Alla propria immagine di sé associamo una valutazione, positiva o negativa, che costituisce il senso del nostro valore, la nostra autostima.

La conoscenza del proprio carattere e della propria immagine di sé (soprattutto dell’Io ideale) assieme ai nostri bisogni e al nostro senso di auto-efficacia, determinano la motivazione necessaria a sostenere gli sforzi necessari per raggiungere le mete prefissate.

12 – le proprie ESPERIENZE formative e professionali (considerando sia i successi che gli insuccessi) e i momenti di transizione.
Rivedere la nostra storia rappresenta un momento di riflessione sul vissuto e ci rende consapevoli della percezione della situazione presente; indagheremo i momenti “critici” e gli eventi più importanti che hanno avuto su di noi un’influenza determinante.

13 – le proprie ASPETTATIVE e ASPIRAZIONI professionali: quale attività vorremmo poter esercitare, cercando di “scoprire” quali sono le competenze necessarie per rivestire quel ruolo: cosa è richiesto a chi occupa quella posizione e cosa deve saper fare.
Le aspirazioni vanno sottoposte ad un attento esame di realtà: siamo in grado di poter fare quel lavoro? quali competenze ci mancano? sono competenze che possiamo acquisire?  ecc.

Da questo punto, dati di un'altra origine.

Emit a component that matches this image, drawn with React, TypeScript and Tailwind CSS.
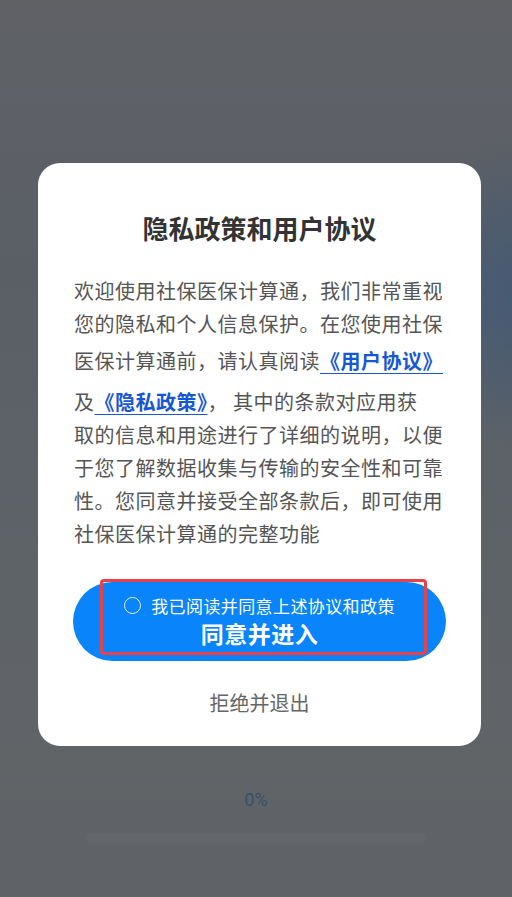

14 – le CIRCOSTANZE DI VITA : sono le situazioni e le relazioni che possono agevolarci o porci dei limiti, le risorse di cui disponiamo e i nostri vincoli, che vanno valutati realisticamente: situazione economica, caratteristiche cognitive e psico-fisiche (ad es. condizioni di salute), grado di autonomia (ad es. possesso o assenza di mezzi di trasporto), condizione familiare ed esigenze relative, conoscenze o parentele influenti, impegni o interessi extraprofessionali, ecc.